The Unlist attribute allows for UI- unlisting of packages from the Feed and the API.

Feeds: View Package F

The View attribute allows for UI- and API-based viewing of packages. This attribute is essentially required for read-only access to a feed. There are some very limited use cases for allowing viewing feed and package metadata, but not allowing packages themselves to be downloaded (or vice versa).

Task Best Practices

The granular nature of ProGet's security attributes may yield to undesired results, including giving users permissions that you don't want. When creating or customizing tasks, there are two important concepts to keep in mind: Permission by Proxy and Nonsensical Access.

Permission by Proxy

Granting someone "permission by proxy" allows them to perform a potentially undesired action using an indirect or roundabout manner.

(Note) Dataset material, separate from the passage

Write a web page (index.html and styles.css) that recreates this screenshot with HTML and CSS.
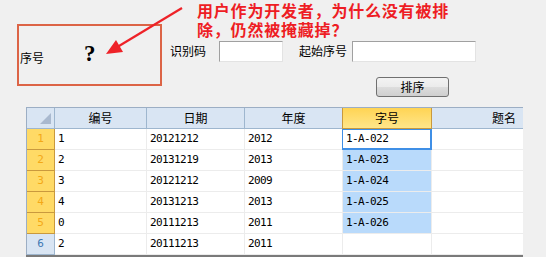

For example, if you were to create a task that included only the "Add Package" and "Delete Package" attributes (but not the "Overwrite Package" attribute), then users with that task could indirectly overwrite packages. They'd just have to delete the package first, then add it again.

Another example is the "Configure ProGet" attribute. Users with that permission can change their own permissions, which means they can effectively do anything in ProGet they want. It just takes a few steps.

This isn't necessarily a bad practice. If you're worried that users will accidently perform actions (like overwriting packages), then this restriction may prevent that from happening. It's not good for security, however.

Nonsensical Access

Granting someone "nonsensical access" means that they can perform sensitive actions (like editing or deleting), but are restricted from less-sensitive actions (like viewing).

For example, if a task only had "Manage Feed" but not "View Feed", and a user was only granted permission to perform that task, the behavior in ProGet would be very strange. They could technically view the feed on the "manage" pages, but they'd likely get errors on the "view-only" pages.

Tasks with "nonsensical access" aren't necessarily bad, either. You may wish to use tasks to create multiple, overlapping restrictions and permissions across multiple overlapping groups.